The pace and scale of it all alarmed even residents accustomed to the almost-routine hillside blazes during what in Southern California is called "fire season."

"It's the worst fire the state has ever seen," said San Diego Sheriff William B. Kolender at an afternoon news conference. He did not identify his measure, but there was wide agreement among residents and officials that Monday's blazes were more serious, if less deadly, than the 2003 conflagration that killed more than a dozen people. The reported death toll this week remained at one.

"We really have been experiencing a perfect storm -- a perfect firestorm -- in the last 24 to 36 hours," said Zev Yaroslavsky (D), a Los Angeles County supervisor. "A little wind makes a big difference."

The winds were the Santa Anas that routinely sweep into Southern California from the northeast and funnel through its canyons, gaining speed, heat and dryness as they descend and compress. "That's the proverbial Santa Ana or what us natives call the 'devil winds,' " said Bill Patzert, a climatologist at the Jet Propulsion Laboratory in Pasadena. "And so the devil winds are definitely living up to their nickname."

The gales that arrived over the weekend were unusual both in velocity -- a gust of 112 mph was recorded on Laguna Peak north of Los Angeles on Friday night -- and duration. Santa Anas will normally last a day or so; if the current winds fade on Wednesday as predicted, they will have lasted more than 72 hours.

Another ingredient is the 18 months of drought, which dried out the unusually lush growth that sprouted from an unusually rainy period that preceded it. The mix grew more combustible as the Santa Anas lowered humidity into single digits.

"They call it a desiccating wind," said Stuart Seto of the National Weather Service. "It's so dry it'll actually take moisture away from plants. And that's what we're seeing now."

The conditions led to widespread warnings of fire danger, but residents and officials alike were taken back by the swiftness of Monday's blazes.

"There was very heavy smoke all night long. The cat kept pawing at my face," said Susan Lorenzen, 55, a bookkeeper who found refuge at the Del Mar Fairgrounds north of San Diego. Another warning had come Sept. 1, when her insurance company canceled her coverage after judging that her home was too close to drying brush; she found coverage elsewhere.

Rick Crass, 54, said, "There was literally a house on fire in our street, so we just ran out with the clothes on our backs." Crass first sought refuge in a church in Poway, north of San Diego, until that evacuation center was ordered evacuated. He then joined several thousand evacuees at Qualcomm Stadium near downtown San Diego.
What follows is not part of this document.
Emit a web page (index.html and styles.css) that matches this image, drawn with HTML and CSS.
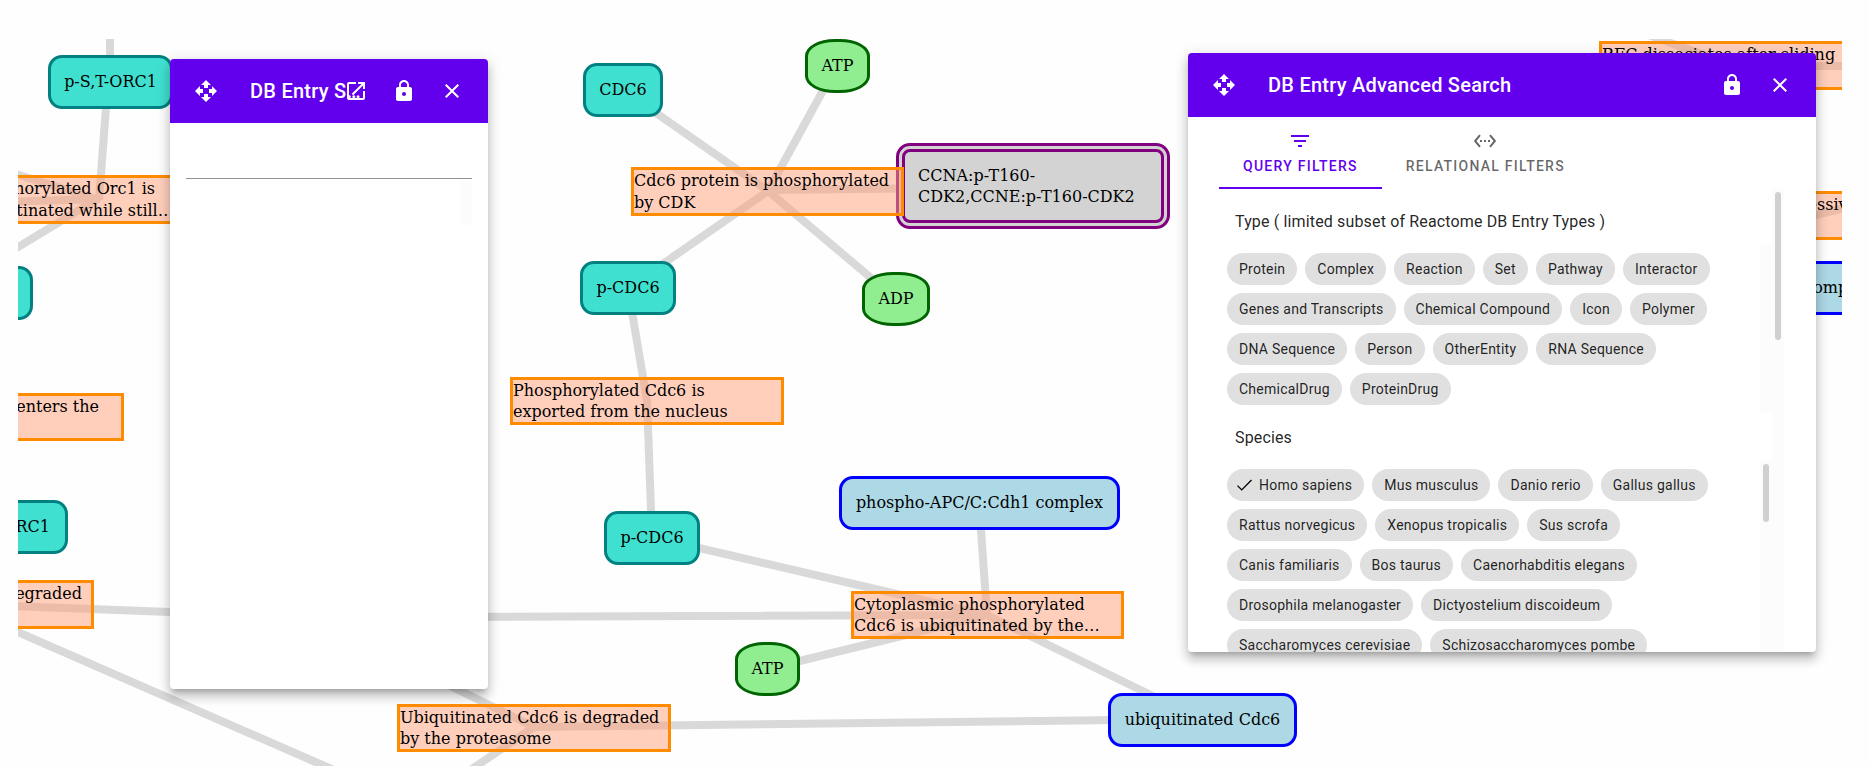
FILE: index.html
```html
<!DOCTYPE html>
<html lang="en">
<head>
<meta charset="utf-8">
<title>DB Entry Search</title>
<link rel="stylesheet" href="styles.css">
</head>
<body>
<svg class="icon-defs" aria-hidden="true">
  <symbol id="i-move" viewBox="0 0 24 24"><path d="M10 9h4V6h3l-5-5-5 5h3v3zm-1 1H6V7l-5 5 5 5v-3h3v-4zm14 2l-5-5v3h-3v4h3v3l5-5zm-9 3h-4v3H7l5 5 5-5h-3v-3z"/></symbol>
  <symbol id="i-open" viewBox="0 0 24 24"><path d="M19 19H5V5h7V3H5c-1.11 0-2 .9-2 2v14c0 1.1.89 2 2 2h14c1.1 0 2-.9 2-2v-7h-2v7zM14 3v2h3.59l-9.83 9.83 1.41 1.41L19 6.41V10h2V3h-7z"/></symbol>
  <symbol id="i-lock" viewBox="0 0 24 24"><path d="M18 8h-1V6c0-2.76-2.24-5-5-5S7 3.24 7 6v2H6c-1.1 0-2 .9-2 2v10c0 1.1.9 2 2 2h12c1.1 0 2-.9 2-2V10c0-1.1-.9-2-2-2zm-6 9c-1.1 0-2-.9-2-2s.9-2 2-2 2 .9 2 2-.9 2-2 2zm3.1-9H8.9V6c0-1.71 1.39-3.1 3.1-3.1 1.71 0 3.1 1.39 3.1 3.1v2z"/></symbol>
  <symbol id="i-close" viewBox="0 0 24 24"><path d="M19 6.41L17.59 5 12 10.59 6.41 5 5 6.41 10.59 12 5 17.59 6.41 19 12 13.41 17.59 19 19 17.59 13.41 12z"/></symbol>
  <symbol id="i-filter" viewBox="0 0 24 24"><path d="M10 18h4v-2h-4v2zM3 6v2h18V6H3zm3 7h12v-2H6v2z"/></symbol>
  <symbol id="i-relation" viewBox="0 0 24 24"><path d="M7.77 6.76L6.23 5.48.82 12l5.41 6.52 1.54-1.28L3.42 12l4.35-5.24zM7 13h2v-2H7v2zm10-2h-2v2h2v-2zm-6 2h2v-2h-2v2zm6.77-7.52l-1.54 1.28L20.58 12l-4.35 5.24 1.54 1.28L23.18 12l-5.41-6.52z"/></symbol>
</svg>

<main class="canvas">
  <div class="world">
    <svg class="edges" width="1869" height="780" aria-hidden="true">
      <path d="M110 39V81M108 81L99 200M0 169L99 200M0 202L99 199M0 258L99 198"/>
      <path d="M-42 604L170 612M-42 606L336 771"/>
      <path d="M623 90L768 191L896 299M837 65L768 191M628 288L768 191M1033 187L768 190"/>
      <path d="M628 288L647 401L652 537L987 615M979 502L987 615L1202 720M767 669L987 615M400 617L987 615"/>
      <path d="M414 668L534 727L469 771M534 727L1202 719"/>
      <path d="M1640 32L1735 66H1869M1735 235L1869 202"/>
    </svg>

    <div class="node protein n-storc1">p-S,T-ORC1</div>
    <div class="node protein n-left"></div>
    <div class="node protein cut n-orc1">ORC1</div>
    <div class="node protein n-cdc6">CDC6</div>
    <div class="node protein n-pcdc6-a">p-CDC6</div>
    <div class="node protein n-pcdc6-b">p-CDC6</div>
    <div class="node chemical n-atp-a">ATP</div>
    <div class="node chemical n-adp">ADP</div>
    <div class="node chemical n-atp-b">ATP</div>
    <div class="node complex n-apc">phospho-APC/C:Cdh1 complex</div>
    <div class="node complex n-ubi">ubiquitinated Cdc6</div>
    <div class="node complex n-right">complex</div>
    <div class="node set n-ccna">CCNA:p-T160-<br>CDK2,CCNE:p-T160-CDK2</div>

    <div class="reaction r-orc1">Phosphorylated Orc1 is<br>ubiquitinated while still…</div>
    <div class="reaction low cut r-enters">enters the</div>
    <div class="reaction cut r-degraded">degraded</div>
    <div class="reaction r-cdk">Cdc6 protein is phosphorylated<br>by CDK</div>
    <div class="reaction low r-export">Phosphorylated Cdc6 is<br>exported from the nucleus</div>
    <div class="reaction low r-cyto">Cytoplasmic phosphorylated<br>Cdc6 is ubiquitinated by the…</div>
    <div class="reaction low r-proteasome">Ubiquitinated Cdc6 is degraded<br>by the proteasome</div>
    <div class="reaction r-rfc">RFC dissociates after sliding</div>
    <div class="reaction r-processive">processive</div>
  </div>
</main>

<section class="window window-search">
  <header class="bar">
    <button class="icon-button" aria-label="Move"><svg><use href="#i-move"/></svg></button>
    <h2 class="title title-tight">DB Entry Search</h2>
    <button class="icon-button" aria-label="Open"><svg><use href="#i-open"/></svg></button>
    <button class="icon-button" aria-label="Lock"><svg><use href="#i-lock"/></svg></button>
    <button class="icon-button" aria-label="Close"><svg><use href="#i-close"/></svg></button>
  </header>
  <div class="search-body">
    <input class="field" type="text" aria-label="Search">
    <div class="track track-short"></div>
  </div>
</section>

<section class="window window-advanced">
  <header class="bar">
    <button class="icon-button" aria-label="Move"><svg><use href="#i-move"/></svg></button>
    <h2 class="title">DB Entry Advanced Search</h2>
    <button class="icon-button" aria-label="Lock"><svg><use href="#i-lock"/></svg></button>
    <button class="icon-button" aria-label="Close"><svg><use href="#i-close"/></svg></button>
  </header>
  <div class="advanced-body">
    <div class="tabs" role="tablist">
      <button class="tab active" role="tab" aria-selected="true"><svg><use href="#i-filter"/></svg>Query Filters</button>
      <button class="tab" role="tab" aria-selected="false"><svg><use href="#i-relation"/></svg>Relational Filters</button>
    </div>
    <div class="scroller">
      <div class="filters">
        <h3 class="group-title">Type ( limited subset of Reactome DB Entry Types )</h3>
        <div class="group">
          <div class="chips">
            <button class="chip">Protein</button>
            <button class="chip">Complex</button>
            <button class="chip">Reaction</button>
            <button class="chip">Set</button>
            <button class="chip">Pathway</button>
            <button class="chip">Interactor</button>
            <button class="chip">Genes and Transcripts</button>
            <button class="chip">Chemical Compound</button>
            <button class="chip">Icon</button>
            <button class="chip">Polymer</button>
            <button class="chip">DNA Sequence</button>
            <button class="chip">Person</button>
            <button class="chip">OtherEntity</button>
            <button class="chip">RNA Sequence</button>
            <button class="chip">ChemicalDrug</button>
            <button class="chip">ProteinDrug</button>
          </div>
          <div class="track"></div>
        </div>
        <h3 class="group-title">Species</h3>
        <div class="group">
          <div class="chips">
            <button class="chip" aria-pressed="true"><svg class="check" viewBox="-2 -3 30 30"><path d="M1.73 12.91L8.1 19.28 22.79 4.59"/></svg>Homo sapiens</button>
            <button class="chip">Mus musculus</button>
            <button class="chip">Danio rerio</button>
            <button class="chip">Gallus gallus</button>
            <button class="chip">Rattus norvegicus</button>
            <button class="chip">Xenopus tropicalis</button>
            <button class="chip">Sus scrofa</button>
            <button class="chip">Canis familiaris</button>
            <button class="chip">Bos taurus</button>
            <button class="chip">Caenorhabditis elegans</button>
            <button class="chip">Drosophila melanogaster</button>
            <button class="chip">Dictyostelium discoideum</button>
            <button class="chip">Saccharomyces cerevisiae</button>
            <button class="chip">Schizosaccharomyces pombe</button>
          </div>
          <div class="track"><div class="thumb thumb-species"></div></div>
        </div>
      </div>
      <div class="track"><div class="thumb thumb-page"></div></div>
    </div>
  </div>
</section>
</body>
</html>
```
FILE: styles.css
```css
* { box-sizing: border-box; }

body {
  margin: 0;
  height: 100vh;
  padding: 39px 27px 0 18px;
  overflow: hidden;
  background: #fefefe;
  font-family: Roboto, "Liberation Sans", sans-serif;
}

.icon-defs { position: absolute; width: 0; height: 0; }

button { border: 0; margin: 0; font: inherit; background: none; }

/* Pathway graph */
.canvas { position: relative; height: 100%; overflow: hidden; }

.world {
  position: absolute;
  left: -18px;
  top: -39px;
  color: #000;
  font: 16px/22px "DejaVu Serif", serif;
  white-space: nowrap;
}

.edges {
  position: absolute;
  left: 0;
  top: 0;
  overflow: visible;
  fill: none;
  stroke: #d9d9d9;
  stroke-width: 8;
}

.node, .reaction { position: absolute; }

.node {
  display: flex;
  align-items: center;
  justify-content: center;
  height: 54px;
  border: 3px solid;
  border-radius: 14px;
}

.node.protein { background: #40e0d0; border-color: #008080; }
.node.chemical { background: #90ee90; border-color: #006400; border-radius: 46% / 17px; }
.node.complex { background: #add8e6; border-color: #0000ff; }
.node.set {
  height: 86px;
  padding-left: 13px;
  justify-content: flex-start;
  line-height: 21px;
  background: #d3d3d3;
  border: 9px double #800080;
}
.node.protein, .node.chemical, .node.complex, .node.set { color: #000; }

.reaction {
  width: 273px;
  height: 49px;
  border: 3px solid #ff8c00;
  background: rgba(255, 160, 122, 0.5);
}
.reaction.low { height: 48px; line-height: 21px; }

.node.cut { justify-content: flex-end; padding-right: 15px; }
.reaction.cut { text-align: right; }

.n-storc1 { left: 48px; top: 55px; width: 125px; }
.n-left { left: -62px; top: 266px; width: 95px; }
.n-orc1 { left: -30px; top: 500px; width: 98px; }
.n-cdc6 { left: 583px; top: 63px; width: 80px; }
.n-pcdc6-a { left: 580px; top: 261px; width: 96px; }
.n-pcdc6-b { left: 604px; top: 511px; width: 96px; }
.n-atp-a { left: 805px; top: 39px; width: 65px; }
.n-adp { left: 862px; top: 272px; width: 68px; }
.n-atp-b { left: 735px; top: 642px; width: 65px; }
.n-apc { left: 839px; top: 476px; width: 281px; }
.n-ubi { left: 1108px; top: 693px; width: 189px; }
.n-right { left: 1790px; top: 261px; width: 96px; }
.n-ccna { left: 896px; top: 143px; width: 274px; }

.r-orc1 { left: -38px; top: 175px; }
.r-enters { left: -149px; top: 393px; padding-right: 22px; }
.r-degraded { left: -179px; top: 580px; padding-right: 9px; }
.r-cdk { left: 631px; top: 167px; }
.r-export { left: 510px; top: 377px; width: 274px; }
.r-cyto { left: 851px; top: 591px; }
.r-proteasome { left: 397px; top: 704px; width: 274px; }
.r-rfc { left: 1599px; top: 41px; width: 274px; }
.r-processive { left: 1768px; top: 191px; }

/* Floating windows */
.window {
  position: absolute;
  display: flex;
  flex-direction: column;
  overflow: hidden;
  border-radius: 4px;
  background: #fff;
  color: rgba(0, 0, 0, 0.87);
  box-shadow: 0 5px 5px -3px rgba(0, 0, 0, 0.2), 0 8px 10px 1px rgba(0, 0, 0, 0.14), 0 3px 14px 2px rgba(0, 0, 0, 0.12);
}
.window-search { left: 170px; top: 59px; bottom: 77px; width: 318px; }
.window-advanced { right: 53px; top: 53px; bottom: 114px; width: 628px; }

.bar {
  display: flex;
  flex: none;
  align-items: center;
  height: 64px;
  padding: 0 12px;
  background: #6200ee;
  color: #fff;
}

.icon-button { flex: none; width: 48px; height: 48px; padding: 12px; color: inherit; }
.icon-button svg, .tab svg { display: block; width: 24px; height: 24px; fill: currentColor; }

.title {
  flex: 1;
  min-width: 0;
  margin: 0;
  padding-left: 20px;
  overflow: hidden;
  font-size: 20px;
  font-weight: 500;
  line-height: 32px;
  letter-spacing: 0.25px;
  text-overflow: ellipsis;
  white-space: nowrap;
}
.title-tight { margin-right: -29px; }

.search-body { padding: 0 16px; }
.field {
  display: block;
  width: 100%;
  height: 56px;
  padding: 0 16px;
  border: 0;
  border-bottom: 1px solid #919191;
  background: none;
  font: 16px Roboto, sans-serif;
  outline: none;
}

.track { flex: none; width: 12px; padding: 3px; background: #fcfcfc; }
.track-short { height: 44px; margin: 2px 0 0 auto; }
.thumb { width: 6px; border-radius: 3px; background: #cfd0d2; }
.thumb-page { height: 148px; }
.thumb-species { height: 58px; }

.advanced-body {
  display: flex;
  flex-direction: column;
  flex: 1;
  min-height: 0;
  padding: 0 32px 0 31px;
}

.tabs { display: flex; flex: none; }
.tab {
  display: flex;
  flex-direction: column;
  align-items: center;
  height: 72px;
  padding: 12px 24px 0;
  border-bottom: 2px solid transparent;
  color: rgba(0, 0, 0, 0.6);
  font-size: 14px;
  font-weight: 500;
  line-height: 26px;
  letter-spacing: 1.25px;
  text-transform: uppercase;
}
.tab.active { color: #6200ee; border-color: #6200ee; }

.scroller { display: flex; flex: 1; min-height: 0; padding-top: 8px; overflow: hidden; }
.scroller > .track { margin-top: -8px; }
.filters { flex: 1; min-width: 0; }
.group-title {
  margin: 0;
  padding: 13px 16px 11px;
  font-size: 16px;
  font-weight: 400;
  line-height: 24px;
  letter-spacing: 0.15px;
}
.group { display: flex; }
.chips { display: flex; flex: 1; flex-wrap: wrap; align-content: flex-start; gap: 8px; padding: 8px; }
.chip {
  display: flex;
  align-items: center;
  height: 32px;
  padding: 0 12px;
  border-radius: 16px;
  background: #e0e0e0;
  color: rgba(0, 0, 0, 0.87);
  font-size: 14px;
  line-height: 20px;
  letter-spacing: 0.25px;
}
.check { width: 20px; height: 20px; margin: 0 4px 0 -4px; fill: none; stroke: #000; stroke-width: 2; }
```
The scene inside the football stadium, where the Chargers play, was not much like the wretched scene in New Orleans after Hurricane Katrina. Many evacuees arrived in RVs and family cars at the parking lot. In spots it resembled a tailgating party. When local radio put out calls for dog food, sunscreen and sandwich meat (bread was not a problem), residents responded by turning the stadium floor into a smorgasbord. Volunteers laden with grocery bags heaped tables with grilled chicken, chips and dog food poured into paper bags for individual portions. Evacuees gathered in the shaded sections of the lower deck, watching news coverage and munching sandwiches.

There was even a massage station manned by David Thomas, 36, who cancelled his appointments and summoned an acupuncturist for volunteer duty.

"We're kind of like the holistic first responders," Thomas said.

It remains, after all, California. In Malibu, where Schwarzenegger toured the remains of a Presbyterian church leveled on Sunday, Mayor Pro-Tempore Pam Conley Ulich urged perspective. "It's a horrible day, but it's also a beautiful day because you get to spend time with your family," she told a news conference. "Live in the moment."

Geis reported from Del Mar and San Diego, Vick from Los Angeles.